Annuitize all assets at 75, takes care of the problem. Make sure you tell your family and watch their faces when they hear the news, priceless.
Great idea, but I don't know much about this subject.
Is there an quick and easy way to estimate how much you would get paid if you were to buy an annuity depending on the age and other factors? What kind of annuity is it? Is it inflation-adjusted as well?
My concern is that buying an annuity doesn't make sense financially even at age 75. For example, if you manage your own longevity risk and pay yourself using minimum required distributions from a balanced portfolio instead of buying an annuity, are you likely to get paid more or less?
If interested in actually getting an annuity, you would contact Fidelity or Vanguard to get a quote. It could be indexed for inflation or not. It could be immediate or deferred. Whether you're better off with an annuity or managing your own portfolio depends on when you end up dying. I think that at 75 you'd get more than 4% a year of your original principle because they keep whatever is left when you die.
8.94% payment for a 75 yo male, based on a popular annuity web site.
I ran a couple of very quick scenarios in Excel trying to compare buying an annuity vs using RMD for withdrawals. The idea behind using RMD numbers for comparison came from the Hebler Autopilot article mentioned by jamesplease earlier in this thread.
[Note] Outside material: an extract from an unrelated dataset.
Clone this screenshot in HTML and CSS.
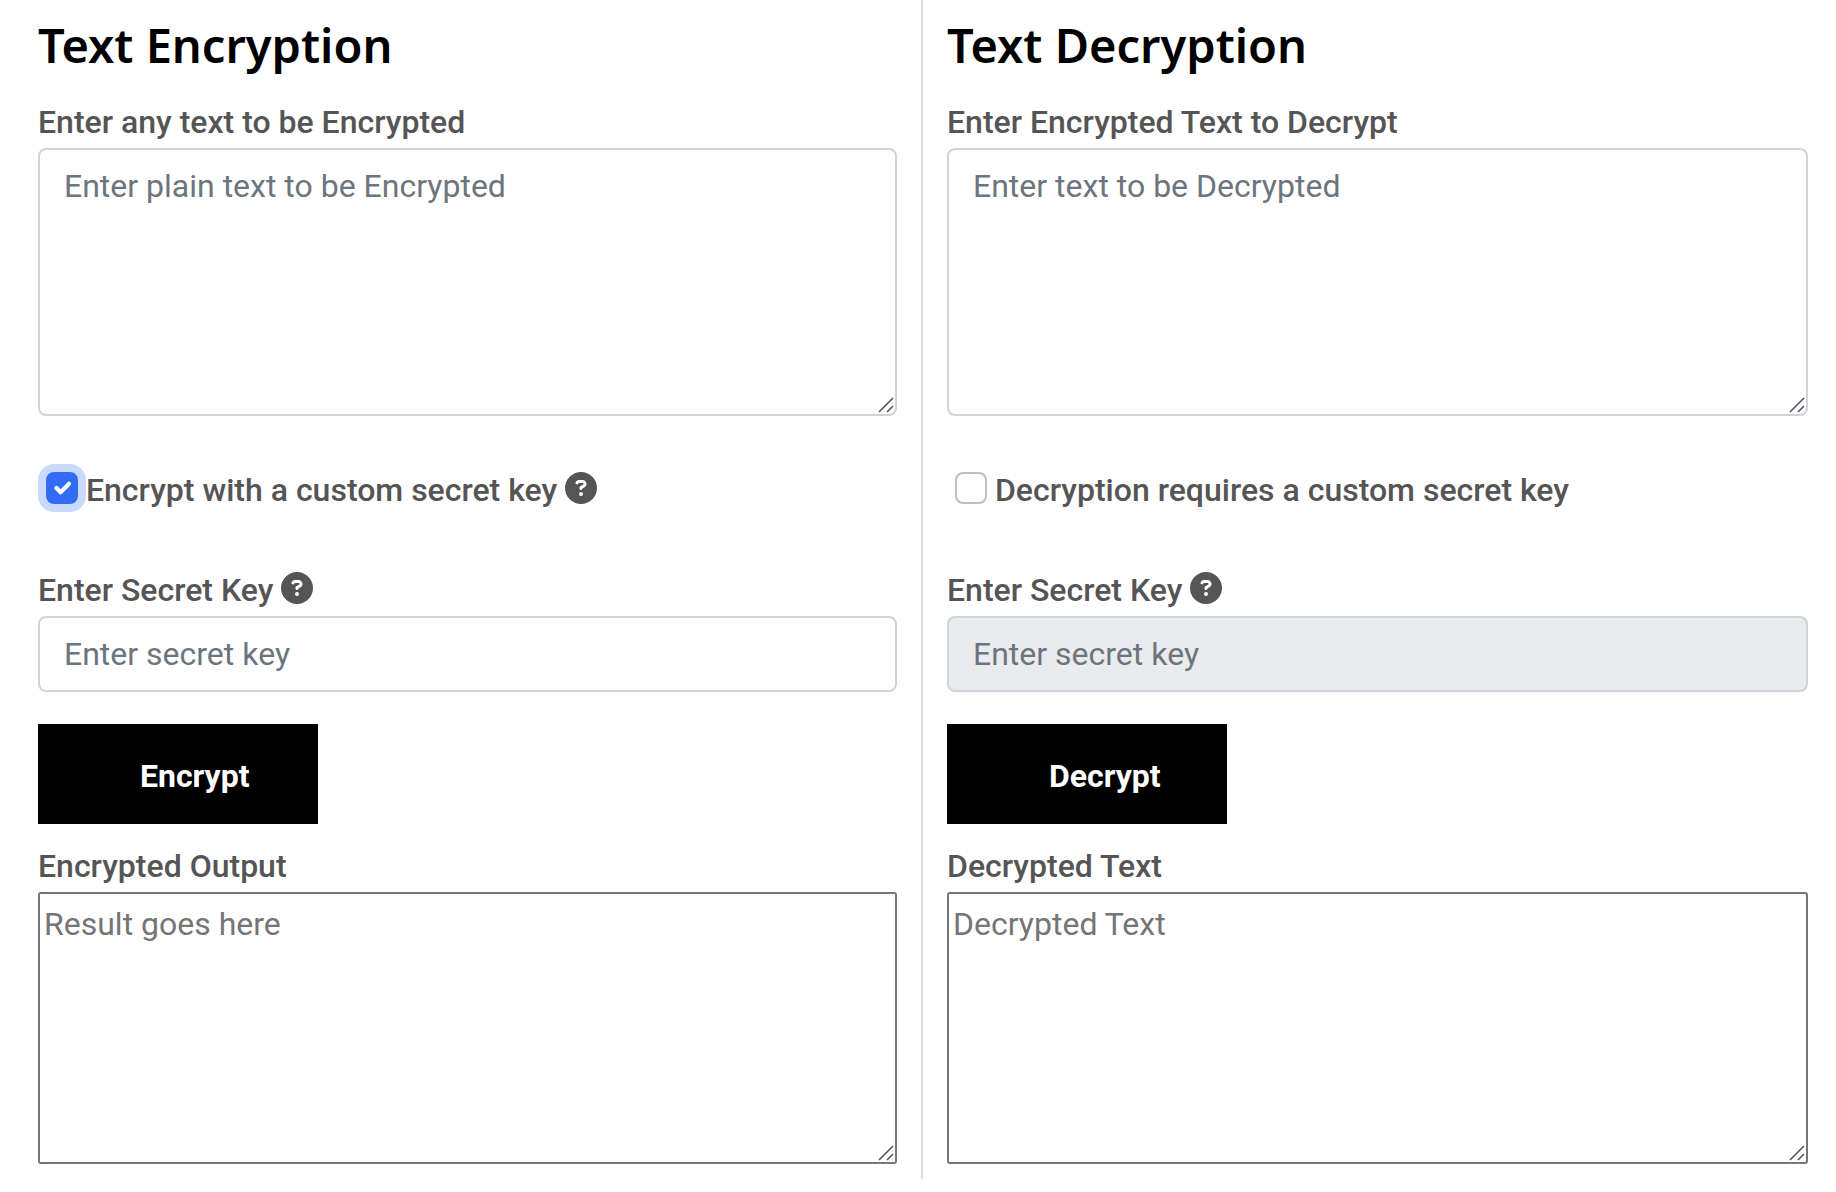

Basically, I am using RMD as a proxy for a withdrawal rate safe enough to not deplete one's portfolio but aggressive enough to not leave too much money "on the table".
Link to the article:
https://www.marketwatch.com/story/put-retirement-savings-withdrawals-on-autopilot-2013-07-24 For my comparison I used an example of a 70 year old male who can either buy an annuity for $100K or invest it and use RMD for withdrawals. $100K is just used for simplicity.
I used CNN money for an annuity quote
http://money.cnn.com/tools/annuities/ The quote for a 100K life annuity, not inflation adjusted: $622/month or 7.46% payout.
For RMD distributions, I used the Charles Schwab calculator
https://www.schwab.com/public/schwab/investing/retirement_and_planning/understanding_iras/ira_calculators/rmdAll calculations do not take into account inflation (still a valid like to like comparison IMO). Also, rate of return assumptions for investing and RMD distributions do not account for market fluctuations, just assume a certain rate of return on a portfolio as per Schwab calculator. This is something I need to look into if I study this in more detail, but for now I just ran two simple scenarios based on 6% and 8% rates of return.
Scenario 1: 6% expected return on 100K investments in case of RMD calculations vs 100K annuity paying 7.46% per year.
Total payout from RMD distributions exceeds life insurance payout in 30 years or by age 100. The total nominal payout (ignoring inflation) by age 100 is $232K and you would still have $56K left in the portfolio.
Scenario 2: 8% expected return on 100K investments for RMD calculations vs 100K annuity paying 7.46% per year.
Total payout from RMD distributions exceeds life insurance payout in 18 years or by age 88. The total nominal payout (ignoring inflation) by age 88 would is $147K and still $163K left in the portfolio.
Based on this very quick comparison, it probably makes sense to buy an annuity if you don't expect a high rate of return on your portfolio. Based on my examples, at 6% expected return, chances are you'll get more money from an annuity over your lifetime unless you live over 100 years. At 8%, you'll probably get more if you keep the portfolio and use RMD unless you die before you reach age 88.
This comparison doesn't account for sequence of returns or inflation. Also, an annuity is a stable source of income. However, keeping your investments gives you more flexibility in case of unexpected expenses, e.g. healthcare. Also, if you use RMDs you'll still have some money left after you die which you can will to family or charity.
Please let me know there are any errors or logical flaws in this comparison, particularly regarding using RMDs as a withdrawal strategy Alternatively, perhaps I'll try to use use a combination of RMDs and the 4% rule as per Hebler Autopilot from the linked article. The withdrawal rate in this case would be calculated as 0.5 x (Last year's withdrawal amount x (1 + Inflation %) + Last year's ending balance / RMD). However, if using this formula results in lower withdrawal amounts, RMD formula will still have to be used for tax advantaged accounts which are subject to RMDs after age 70.
Another aspect I haven't taken into consideration is tax treatment of annuities vs investments and whether that would tip the scale either way.
Also, I can post the calculation tables from Excel, not sure how to quote tables in forum messages.
So far the conclusion is that an annuity is worth considering at an older age. I wouldn't annuitize my entire porfrolio though, would probably go with a combination, for example 50% annuities / 50% balanced portfolio.